Je me demande si la petite vielle ne serait pas Jeanne ? (et je suis presque sûre d'avoir vu un Michel déjà, c'est pas le postier/policier/homme à tout faire de Beynac ?).

Et ce suspens à la fin ! C'est sadique :)

Je me pose la question du coup, la "priorité délaissée", est-ce Pierre qui passe à l'attaque et qu'elle flingue, ou son moi futur Astreia ? :p

Le chat, il est clairement intelligent (elle n'en avait pas un autre à Paris aussi tiens ?) Une aide magique ou une métamorphe ?

Éventuellement pour "tandis qu’elle maintenait Pierre en joug." il me semble qu'on dit "en joue" (quoique ça serait marrant de transformer Pierre en boeuf mais c'était a priori pas le sujet ^^).

Eh bien heureusement que je peux cliquer sur suivant de suite, du coup :p
OphelieDlc
Posté le 27/08/2021
Alors alors...


"J'ai parfois été un peu perdue dans le point de vue des perso, après tu rappelles le prénom à la fin du 1er paragraphe donc ce n'était pas hyper gênant, mais si jamais, je te le dis ^^" -----> Oui, en effet. C'est un des chapitres qui me plaît le moins et que je vais devoir retravailler complètement. J'ai bloqué dessus très (trop) longtemps donc, à moment, j'ai lâché l'affaire pour me permettre d'avancer sur les chapitres suivants. Initialement on switchait d'un point de vue à un autre à chaque paragraphe, mais les paragraphes étaient bien trop courts pour justifier un changement de point de vue. Ce qui explique ce résultat final très chaotique. Je vais reprendre ça très sérieusement.
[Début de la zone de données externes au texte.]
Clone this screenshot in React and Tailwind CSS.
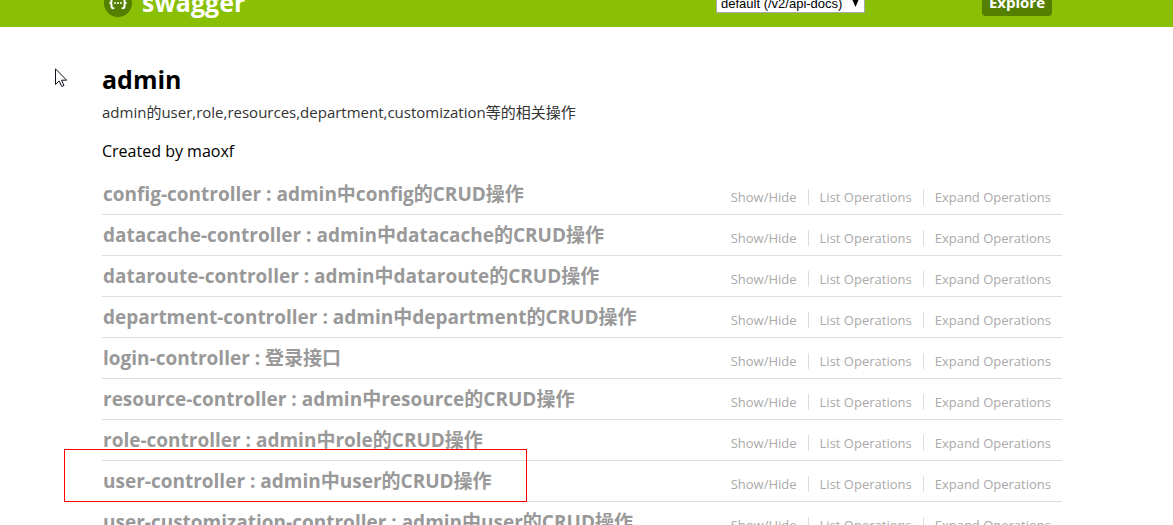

"Le pouvoir de Pierre, c'est de lire dans les esprits du coup ? Je me posais la question au chapitre précédent mais là ça semble se confirmer vu que ses cogitations à elle le dérangent. Et puis il répond à ses questions informulées, donc..." -----> réponse chapitre 52, haha.

"Je me demande si la petite vielle ne serait pas Jeanne ? (et je suis presque sûre d'avoir vu un Michel déjà, c'est pas le postier/policier/homme à tout faire de Beynac ?)." --------> Oui, c'est bien Jeanne, mais je ne t'apprends rien puisque tu as déjà lu le chapitre suivant. Quant à Michel, je pense que tu évoques le Capitaine ? Le Capitaine n'a pas de prénom. Du moins, je ne lui en ai jamais donné. Mais ce n'est pas Michel. Réponse sur l'identité de Michel Chapitre 53 ;)


"Je me pose la question du coup, la "priorité délaissée", est-ce Pierre qui passe à l'attaque et qu'elle flingue, ou son moi futur Astreia ? :p" ---------> Oui, la priorité délaissée c'est bien Pierre qui repasse à l'attaque. Mais par contre, AstraÌa c'est son moi du passé. Du très très passé.

"Le chat, il est clairement intelligent (elle n'en avait pas un autre à Paris aussi tiens ?) Une aide magique ou une métamorphe ?" ----------> Oui, elle a Tregull à Paris et Bygull à Beynac. Et pour le reste, je me tais. Mais tu auras la réponse.

"Éventuellement pour "tandis qu’elle maintenait Pierre en joug." il me semble qu'on dit "en joue" (quoique ça serait marrant de transformer Pierre en boeuf mais c'était a priori pas le sujet ^^)." --------> Tu as parfaitement raison, j'ai confondu avec "être sous le joug de".